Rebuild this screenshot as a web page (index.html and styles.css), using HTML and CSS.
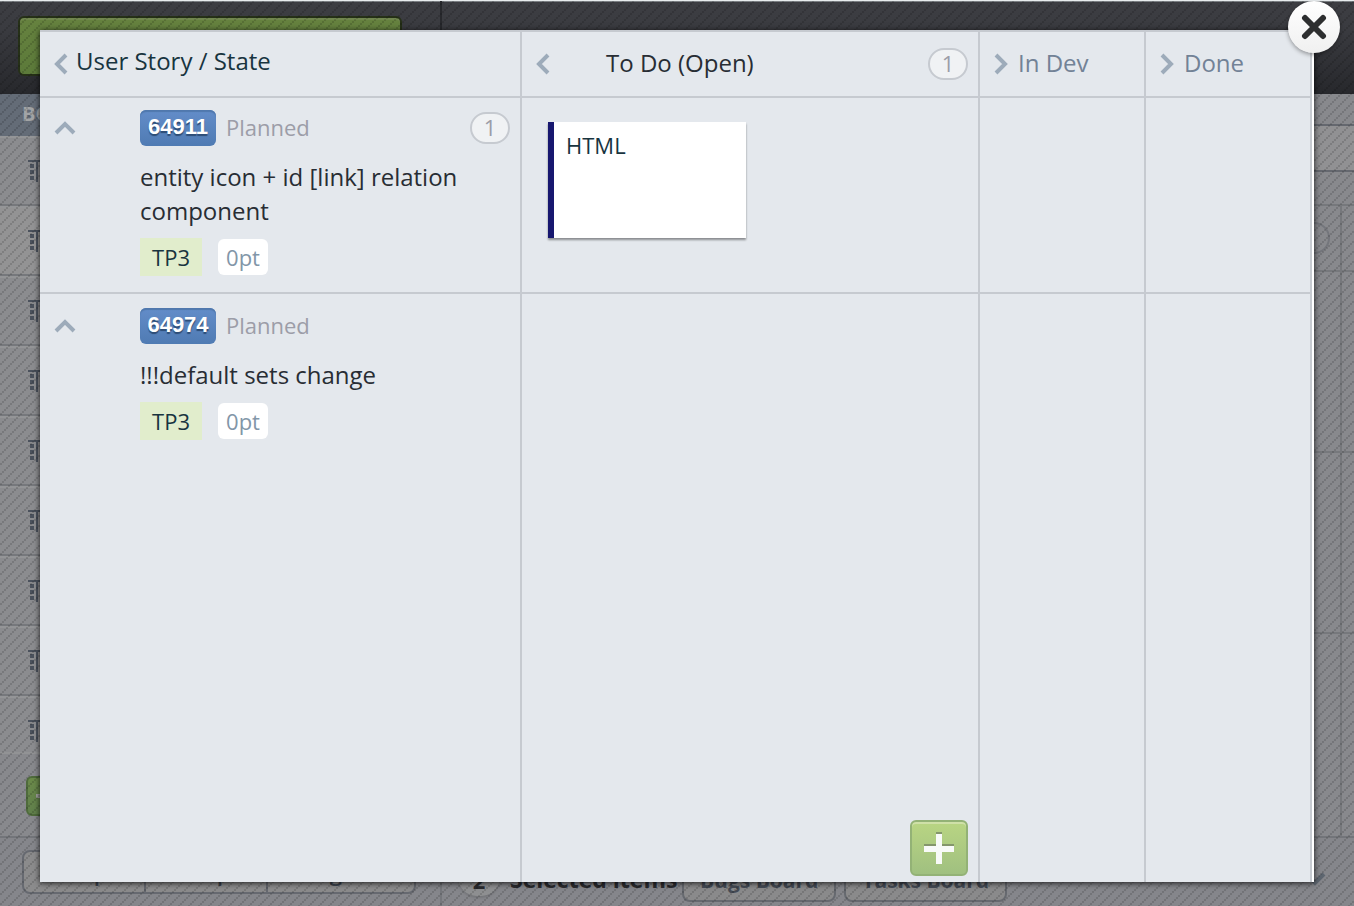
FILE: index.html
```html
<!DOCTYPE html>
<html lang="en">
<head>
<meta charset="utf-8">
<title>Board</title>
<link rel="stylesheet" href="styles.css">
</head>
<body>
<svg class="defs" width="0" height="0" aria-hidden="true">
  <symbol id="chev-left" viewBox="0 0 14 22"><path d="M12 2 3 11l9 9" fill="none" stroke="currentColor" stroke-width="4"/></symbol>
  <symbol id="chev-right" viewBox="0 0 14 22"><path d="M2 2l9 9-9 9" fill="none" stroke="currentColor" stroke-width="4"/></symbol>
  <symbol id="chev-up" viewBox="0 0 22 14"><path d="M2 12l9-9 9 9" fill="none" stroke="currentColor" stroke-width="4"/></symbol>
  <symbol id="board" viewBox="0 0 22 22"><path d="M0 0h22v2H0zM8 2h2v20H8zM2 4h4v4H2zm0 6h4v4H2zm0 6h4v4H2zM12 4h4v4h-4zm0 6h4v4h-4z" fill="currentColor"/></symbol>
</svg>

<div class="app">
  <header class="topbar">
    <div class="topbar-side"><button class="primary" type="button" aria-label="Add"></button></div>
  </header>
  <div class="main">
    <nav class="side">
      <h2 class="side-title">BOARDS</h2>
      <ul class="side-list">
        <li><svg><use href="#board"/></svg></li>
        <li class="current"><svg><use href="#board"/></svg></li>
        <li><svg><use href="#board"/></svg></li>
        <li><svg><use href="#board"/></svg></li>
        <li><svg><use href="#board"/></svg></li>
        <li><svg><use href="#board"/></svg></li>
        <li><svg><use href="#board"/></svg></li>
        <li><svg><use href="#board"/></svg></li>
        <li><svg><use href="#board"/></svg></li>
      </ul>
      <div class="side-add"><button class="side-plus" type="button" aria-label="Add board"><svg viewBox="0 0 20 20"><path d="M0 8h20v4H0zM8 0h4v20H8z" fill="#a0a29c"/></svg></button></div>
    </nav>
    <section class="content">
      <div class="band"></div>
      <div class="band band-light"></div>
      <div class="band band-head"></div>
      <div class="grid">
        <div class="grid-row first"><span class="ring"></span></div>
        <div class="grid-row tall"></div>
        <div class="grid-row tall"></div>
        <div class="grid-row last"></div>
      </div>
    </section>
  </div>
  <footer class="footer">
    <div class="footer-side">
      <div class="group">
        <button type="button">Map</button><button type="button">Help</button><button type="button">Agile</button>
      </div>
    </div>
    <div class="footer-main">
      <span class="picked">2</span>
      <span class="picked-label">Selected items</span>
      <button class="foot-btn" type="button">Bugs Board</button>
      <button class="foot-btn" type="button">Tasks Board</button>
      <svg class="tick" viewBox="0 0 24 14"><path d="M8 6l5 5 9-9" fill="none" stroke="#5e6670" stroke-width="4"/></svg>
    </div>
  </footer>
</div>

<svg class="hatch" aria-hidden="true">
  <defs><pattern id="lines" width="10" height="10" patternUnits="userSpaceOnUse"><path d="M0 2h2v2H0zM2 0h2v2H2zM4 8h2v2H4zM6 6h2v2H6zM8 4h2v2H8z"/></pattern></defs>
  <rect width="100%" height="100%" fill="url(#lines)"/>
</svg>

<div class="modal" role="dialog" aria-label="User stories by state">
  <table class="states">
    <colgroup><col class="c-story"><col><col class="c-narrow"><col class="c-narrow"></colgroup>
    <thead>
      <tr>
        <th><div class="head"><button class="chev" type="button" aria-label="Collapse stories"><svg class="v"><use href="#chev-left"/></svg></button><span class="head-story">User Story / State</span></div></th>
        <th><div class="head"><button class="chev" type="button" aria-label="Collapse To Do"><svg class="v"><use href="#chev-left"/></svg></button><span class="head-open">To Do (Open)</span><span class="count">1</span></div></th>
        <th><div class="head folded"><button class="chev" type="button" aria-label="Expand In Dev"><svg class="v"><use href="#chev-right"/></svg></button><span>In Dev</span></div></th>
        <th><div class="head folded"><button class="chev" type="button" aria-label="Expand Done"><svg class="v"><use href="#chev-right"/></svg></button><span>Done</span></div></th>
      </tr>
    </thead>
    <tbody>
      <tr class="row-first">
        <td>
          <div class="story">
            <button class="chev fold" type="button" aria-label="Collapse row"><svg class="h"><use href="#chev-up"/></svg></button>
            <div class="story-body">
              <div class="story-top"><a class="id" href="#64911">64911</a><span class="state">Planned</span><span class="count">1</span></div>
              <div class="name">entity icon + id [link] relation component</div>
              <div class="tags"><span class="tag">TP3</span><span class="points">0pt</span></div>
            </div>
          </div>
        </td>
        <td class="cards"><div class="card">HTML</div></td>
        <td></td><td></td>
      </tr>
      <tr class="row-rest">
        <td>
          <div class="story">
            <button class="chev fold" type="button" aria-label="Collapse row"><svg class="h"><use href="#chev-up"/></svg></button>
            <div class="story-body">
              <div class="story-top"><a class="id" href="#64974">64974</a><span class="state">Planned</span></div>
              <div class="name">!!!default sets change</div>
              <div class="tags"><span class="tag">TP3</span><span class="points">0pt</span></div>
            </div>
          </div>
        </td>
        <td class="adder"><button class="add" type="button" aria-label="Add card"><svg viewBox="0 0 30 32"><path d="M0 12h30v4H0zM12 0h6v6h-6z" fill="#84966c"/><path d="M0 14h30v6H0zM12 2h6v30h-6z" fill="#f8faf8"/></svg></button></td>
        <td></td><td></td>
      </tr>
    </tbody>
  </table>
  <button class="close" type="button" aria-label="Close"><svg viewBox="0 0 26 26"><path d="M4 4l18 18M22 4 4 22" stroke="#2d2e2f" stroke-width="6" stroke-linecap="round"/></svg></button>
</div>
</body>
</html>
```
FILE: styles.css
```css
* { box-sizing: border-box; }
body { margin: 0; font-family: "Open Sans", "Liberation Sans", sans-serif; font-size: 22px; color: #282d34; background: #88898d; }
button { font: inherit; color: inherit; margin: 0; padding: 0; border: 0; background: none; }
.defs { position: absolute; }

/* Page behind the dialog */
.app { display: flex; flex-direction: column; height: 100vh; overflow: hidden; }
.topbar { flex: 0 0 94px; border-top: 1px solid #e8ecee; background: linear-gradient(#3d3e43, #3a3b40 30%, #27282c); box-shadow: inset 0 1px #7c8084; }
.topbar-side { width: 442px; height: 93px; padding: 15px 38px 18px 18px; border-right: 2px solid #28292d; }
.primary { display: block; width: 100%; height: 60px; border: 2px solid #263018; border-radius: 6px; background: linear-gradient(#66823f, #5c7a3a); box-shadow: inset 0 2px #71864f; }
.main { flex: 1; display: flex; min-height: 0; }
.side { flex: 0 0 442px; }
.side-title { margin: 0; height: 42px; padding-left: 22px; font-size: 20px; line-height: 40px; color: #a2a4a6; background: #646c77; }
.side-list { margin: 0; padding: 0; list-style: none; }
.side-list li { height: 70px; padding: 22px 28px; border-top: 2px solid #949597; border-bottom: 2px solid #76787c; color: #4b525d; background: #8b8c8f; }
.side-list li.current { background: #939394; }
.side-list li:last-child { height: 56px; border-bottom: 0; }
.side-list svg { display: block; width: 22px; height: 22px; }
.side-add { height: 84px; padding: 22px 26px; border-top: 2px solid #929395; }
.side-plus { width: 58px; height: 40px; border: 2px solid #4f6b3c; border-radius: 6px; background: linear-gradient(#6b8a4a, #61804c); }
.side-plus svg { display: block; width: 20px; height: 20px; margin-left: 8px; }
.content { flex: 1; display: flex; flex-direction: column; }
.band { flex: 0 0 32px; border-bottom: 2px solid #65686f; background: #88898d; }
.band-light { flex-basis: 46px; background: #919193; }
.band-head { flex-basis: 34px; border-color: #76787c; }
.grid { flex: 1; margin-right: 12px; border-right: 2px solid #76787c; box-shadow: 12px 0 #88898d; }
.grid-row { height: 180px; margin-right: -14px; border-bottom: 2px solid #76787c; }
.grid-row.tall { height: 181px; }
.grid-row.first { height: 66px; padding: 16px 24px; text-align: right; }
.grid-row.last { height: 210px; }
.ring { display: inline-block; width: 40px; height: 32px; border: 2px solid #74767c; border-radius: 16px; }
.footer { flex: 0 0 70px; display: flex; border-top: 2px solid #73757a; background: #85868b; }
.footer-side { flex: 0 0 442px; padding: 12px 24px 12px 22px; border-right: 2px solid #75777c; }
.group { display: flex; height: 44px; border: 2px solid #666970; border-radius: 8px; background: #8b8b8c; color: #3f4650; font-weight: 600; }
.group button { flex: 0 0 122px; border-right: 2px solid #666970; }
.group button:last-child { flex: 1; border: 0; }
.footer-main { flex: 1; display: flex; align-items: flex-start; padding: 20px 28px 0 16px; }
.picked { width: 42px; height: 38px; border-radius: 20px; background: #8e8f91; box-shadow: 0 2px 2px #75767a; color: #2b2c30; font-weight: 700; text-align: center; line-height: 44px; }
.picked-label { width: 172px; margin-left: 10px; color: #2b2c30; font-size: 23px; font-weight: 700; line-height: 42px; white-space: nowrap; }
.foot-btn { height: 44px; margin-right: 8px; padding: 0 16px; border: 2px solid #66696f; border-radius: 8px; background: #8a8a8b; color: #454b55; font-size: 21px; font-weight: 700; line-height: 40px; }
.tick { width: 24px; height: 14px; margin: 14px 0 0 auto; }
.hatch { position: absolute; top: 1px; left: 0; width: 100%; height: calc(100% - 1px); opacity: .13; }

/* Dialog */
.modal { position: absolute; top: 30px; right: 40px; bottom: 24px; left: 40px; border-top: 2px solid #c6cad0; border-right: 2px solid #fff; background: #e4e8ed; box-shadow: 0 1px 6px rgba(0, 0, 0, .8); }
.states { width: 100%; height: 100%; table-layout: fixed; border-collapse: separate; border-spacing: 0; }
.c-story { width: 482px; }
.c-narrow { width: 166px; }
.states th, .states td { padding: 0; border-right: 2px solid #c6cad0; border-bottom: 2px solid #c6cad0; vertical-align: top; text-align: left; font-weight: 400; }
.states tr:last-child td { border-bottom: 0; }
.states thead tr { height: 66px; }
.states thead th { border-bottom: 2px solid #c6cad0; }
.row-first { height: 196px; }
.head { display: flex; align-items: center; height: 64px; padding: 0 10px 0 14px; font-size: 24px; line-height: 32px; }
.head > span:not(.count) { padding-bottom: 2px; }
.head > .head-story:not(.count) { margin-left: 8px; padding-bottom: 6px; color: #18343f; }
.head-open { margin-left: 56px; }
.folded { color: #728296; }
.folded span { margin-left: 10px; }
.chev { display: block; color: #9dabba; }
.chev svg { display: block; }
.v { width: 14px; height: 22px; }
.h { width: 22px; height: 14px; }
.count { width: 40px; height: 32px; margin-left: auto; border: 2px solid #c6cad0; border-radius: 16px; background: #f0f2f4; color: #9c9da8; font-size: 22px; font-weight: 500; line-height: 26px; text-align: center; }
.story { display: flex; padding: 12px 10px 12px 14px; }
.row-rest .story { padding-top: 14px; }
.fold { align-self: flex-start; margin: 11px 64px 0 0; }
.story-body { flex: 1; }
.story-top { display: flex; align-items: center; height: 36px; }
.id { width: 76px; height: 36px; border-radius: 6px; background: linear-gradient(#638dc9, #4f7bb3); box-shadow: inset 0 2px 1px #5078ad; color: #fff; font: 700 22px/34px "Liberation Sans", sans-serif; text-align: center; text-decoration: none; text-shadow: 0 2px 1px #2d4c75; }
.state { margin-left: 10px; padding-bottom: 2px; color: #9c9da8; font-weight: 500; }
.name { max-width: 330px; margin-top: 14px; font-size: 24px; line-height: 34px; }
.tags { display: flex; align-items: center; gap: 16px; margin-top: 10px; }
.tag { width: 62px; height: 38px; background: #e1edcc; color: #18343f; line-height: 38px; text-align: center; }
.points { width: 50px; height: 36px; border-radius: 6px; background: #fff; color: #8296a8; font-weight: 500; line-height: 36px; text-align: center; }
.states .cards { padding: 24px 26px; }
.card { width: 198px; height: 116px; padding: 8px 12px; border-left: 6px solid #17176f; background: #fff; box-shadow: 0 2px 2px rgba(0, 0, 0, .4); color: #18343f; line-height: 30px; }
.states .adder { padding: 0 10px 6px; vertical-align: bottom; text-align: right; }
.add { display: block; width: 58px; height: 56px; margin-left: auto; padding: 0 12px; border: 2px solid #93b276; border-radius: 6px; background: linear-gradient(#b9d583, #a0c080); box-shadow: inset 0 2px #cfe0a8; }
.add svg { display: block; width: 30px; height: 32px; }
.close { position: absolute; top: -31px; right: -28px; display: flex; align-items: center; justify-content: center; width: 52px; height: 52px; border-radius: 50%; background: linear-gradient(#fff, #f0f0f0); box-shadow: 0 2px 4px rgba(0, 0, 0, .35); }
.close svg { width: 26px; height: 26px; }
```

...

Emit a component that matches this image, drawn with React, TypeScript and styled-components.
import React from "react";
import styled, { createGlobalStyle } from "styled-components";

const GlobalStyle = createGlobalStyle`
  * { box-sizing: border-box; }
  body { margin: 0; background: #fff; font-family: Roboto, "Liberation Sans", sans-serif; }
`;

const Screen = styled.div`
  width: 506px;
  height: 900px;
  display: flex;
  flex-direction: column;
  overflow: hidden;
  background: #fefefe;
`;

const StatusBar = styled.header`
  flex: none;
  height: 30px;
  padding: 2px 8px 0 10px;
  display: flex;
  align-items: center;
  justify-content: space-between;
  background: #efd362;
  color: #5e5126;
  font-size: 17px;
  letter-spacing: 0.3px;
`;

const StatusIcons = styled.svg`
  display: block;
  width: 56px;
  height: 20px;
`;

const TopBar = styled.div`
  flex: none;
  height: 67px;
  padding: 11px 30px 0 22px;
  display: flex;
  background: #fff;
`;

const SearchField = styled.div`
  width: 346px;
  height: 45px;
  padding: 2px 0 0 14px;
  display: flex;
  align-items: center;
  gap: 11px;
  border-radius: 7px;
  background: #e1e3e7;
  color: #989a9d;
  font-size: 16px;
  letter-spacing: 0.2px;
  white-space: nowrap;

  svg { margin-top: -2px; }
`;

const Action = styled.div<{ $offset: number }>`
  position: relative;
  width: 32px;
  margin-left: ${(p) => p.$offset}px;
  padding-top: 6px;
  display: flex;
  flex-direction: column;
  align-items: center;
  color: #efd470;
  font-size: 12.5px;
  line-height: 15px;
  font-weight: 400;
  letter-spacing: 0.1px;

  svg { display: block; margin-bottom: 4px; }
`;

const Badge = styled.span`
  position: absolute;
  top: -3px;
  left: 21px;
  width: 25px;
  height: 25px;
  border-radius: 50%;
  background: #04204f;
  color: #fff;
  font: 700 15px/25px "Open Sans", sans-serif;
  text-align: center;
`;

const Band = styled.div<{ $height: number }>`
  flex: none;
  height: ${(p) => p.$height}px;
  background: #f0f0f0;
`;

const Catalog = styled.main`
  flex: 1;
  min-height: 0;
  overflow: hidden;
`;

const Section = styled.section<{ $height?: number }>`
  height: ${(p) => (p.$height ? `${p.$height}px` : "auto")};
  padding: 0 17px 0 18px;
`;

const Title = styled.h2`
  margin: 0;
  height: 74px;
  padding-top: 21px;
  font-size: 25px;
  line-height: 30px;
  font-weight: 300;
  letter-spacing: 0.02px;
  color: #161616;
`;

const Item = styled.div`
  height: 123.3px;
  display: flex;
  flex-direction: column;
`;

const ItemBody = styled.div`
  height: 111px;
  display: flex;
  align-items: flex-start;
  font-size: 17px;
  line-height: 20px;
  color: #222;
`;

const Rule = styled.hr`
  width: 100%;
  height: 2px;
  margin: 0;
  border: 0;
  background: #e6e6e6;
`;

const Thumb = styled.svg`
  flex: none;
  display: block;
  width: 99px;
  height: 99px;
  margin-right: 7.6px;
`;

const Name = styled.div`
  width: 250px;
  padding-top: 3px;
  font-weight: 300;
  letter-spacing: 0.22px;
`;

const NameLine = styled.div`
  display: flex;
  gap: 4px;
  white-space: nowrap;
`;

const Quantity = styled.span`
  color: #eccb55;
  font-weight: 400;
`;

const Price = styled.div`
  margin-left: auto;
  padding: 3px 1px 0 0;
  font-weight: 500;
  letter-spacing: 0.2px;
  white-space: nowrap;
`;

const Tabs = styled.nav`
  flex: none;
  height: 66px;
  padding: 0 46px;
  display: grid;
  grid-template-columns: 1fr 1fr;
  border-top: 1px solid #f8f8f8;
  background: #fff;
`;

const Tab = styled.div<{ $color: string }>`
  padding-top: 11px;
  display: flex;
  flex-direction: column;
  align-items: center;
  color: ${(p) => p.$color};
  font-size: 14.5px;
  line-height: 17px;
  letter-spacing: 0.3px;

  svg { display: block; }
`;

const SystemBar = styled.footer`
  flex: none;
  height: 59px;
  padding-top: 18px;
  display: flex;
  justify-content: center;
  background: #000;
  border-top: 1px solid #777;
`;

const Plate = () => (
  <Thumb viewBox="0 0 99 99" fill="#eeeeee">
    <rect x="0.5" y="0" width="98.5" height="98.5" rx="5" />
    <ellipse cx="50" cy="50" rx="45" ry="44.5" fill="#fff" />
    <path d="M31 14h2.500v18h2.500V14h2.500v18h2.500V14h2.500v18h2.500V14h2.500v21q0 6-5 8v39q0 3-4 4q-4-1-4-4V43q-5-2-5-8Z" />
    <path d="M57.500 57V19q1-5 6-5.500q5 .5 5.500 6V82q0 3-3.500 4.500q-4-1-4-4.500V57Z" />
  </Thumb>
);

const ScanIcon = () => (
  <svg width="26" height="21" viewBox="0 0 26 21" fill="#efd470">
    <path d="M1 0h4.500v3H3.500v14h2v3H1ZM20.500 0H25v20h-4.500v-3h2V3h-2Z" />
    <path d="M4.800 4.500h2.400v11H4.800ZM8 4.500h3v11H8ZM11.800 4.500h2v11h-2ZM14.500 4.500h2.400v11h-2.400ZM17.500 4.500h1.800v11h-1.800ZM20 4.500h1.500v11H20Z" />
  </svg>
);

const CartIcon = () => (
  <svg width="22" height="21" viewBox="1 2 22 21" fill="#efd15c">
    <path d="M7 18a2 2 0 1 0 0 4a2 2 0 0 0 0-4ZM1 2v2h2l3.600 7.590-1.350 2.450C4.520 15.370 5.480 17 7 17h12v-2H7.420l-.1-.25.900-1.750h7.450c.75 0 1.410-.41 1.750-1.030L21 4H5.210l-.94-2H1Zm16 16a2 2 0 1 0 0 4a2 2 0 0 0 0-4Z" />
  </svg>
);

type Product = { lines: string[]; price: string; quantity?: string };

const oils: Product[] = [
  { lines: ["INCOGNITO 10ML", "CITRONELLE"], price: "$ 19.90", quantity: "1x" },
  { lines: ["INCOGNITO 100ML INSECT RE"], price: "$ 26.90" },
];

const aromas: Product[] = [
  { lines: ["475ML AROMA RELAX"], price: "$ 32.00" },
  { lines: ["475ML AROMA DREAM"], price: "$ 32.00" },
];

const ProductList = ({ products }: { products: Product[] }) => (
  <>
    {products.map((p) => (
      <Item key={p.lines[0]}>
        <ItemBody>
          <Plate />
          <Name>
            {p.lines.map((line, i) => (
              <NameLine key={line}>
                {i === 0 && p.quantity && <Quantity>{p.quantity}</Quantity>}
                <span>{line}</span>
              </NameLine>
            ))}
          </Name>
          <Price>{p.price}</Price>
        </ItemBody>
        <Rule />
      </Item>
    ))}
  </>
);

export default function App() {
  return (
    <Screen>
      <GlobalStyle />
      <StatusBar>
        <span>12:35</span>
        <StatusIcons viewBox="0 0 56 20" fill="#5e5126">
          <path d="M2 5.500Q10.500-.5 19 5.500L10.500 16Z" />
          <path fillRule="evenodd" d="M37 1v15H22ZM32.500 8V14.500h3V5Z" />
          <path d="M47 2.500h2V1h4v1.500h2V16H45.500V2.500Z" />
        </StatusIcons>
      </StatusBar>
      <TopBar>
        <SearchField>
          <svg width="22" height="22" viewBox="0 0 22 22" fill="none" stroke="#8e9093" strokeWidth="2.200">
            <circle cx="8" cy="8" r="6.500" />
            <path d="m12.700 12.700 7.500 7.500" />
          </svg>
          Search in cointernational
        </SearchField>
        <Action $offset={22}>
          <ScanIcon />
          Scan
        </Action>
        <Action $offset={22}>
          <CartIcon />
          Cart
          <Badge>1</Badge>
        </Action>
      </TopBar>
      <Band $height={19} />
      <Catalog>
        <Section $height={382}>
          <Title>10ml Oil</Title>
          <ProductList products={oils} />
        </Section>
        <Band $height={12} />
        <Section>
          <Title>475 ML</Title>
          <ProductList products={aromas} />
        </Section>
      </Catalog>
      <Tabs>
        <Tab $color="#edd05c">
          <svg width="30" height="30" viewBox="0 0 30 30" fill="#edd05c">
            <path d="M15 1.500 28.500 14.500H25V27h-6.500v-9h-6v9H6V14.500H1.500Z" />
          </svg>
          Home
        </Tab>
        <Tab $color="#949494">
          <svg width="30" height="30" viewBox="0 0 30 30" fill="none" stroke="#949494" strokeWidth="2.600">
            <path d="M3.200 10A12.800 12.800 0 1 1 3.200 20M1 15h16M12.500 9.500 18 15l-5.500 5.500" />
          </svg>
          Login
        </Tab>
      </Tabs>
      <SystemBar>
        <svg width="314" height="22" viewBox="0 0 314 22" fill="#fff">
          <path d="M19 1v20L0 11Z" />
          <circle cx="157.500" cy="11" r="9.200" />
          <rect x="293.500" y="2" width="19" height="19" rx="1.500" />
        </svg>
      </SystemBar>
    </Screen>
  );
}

→ **Direction**:
Where a line contains the string "components", extract that line.

→ **Task answer**:
Emit a component that matches this image, drawn with React, TypeScript and styled-components.
import styled, { createGlobalStyle } from "styled-components";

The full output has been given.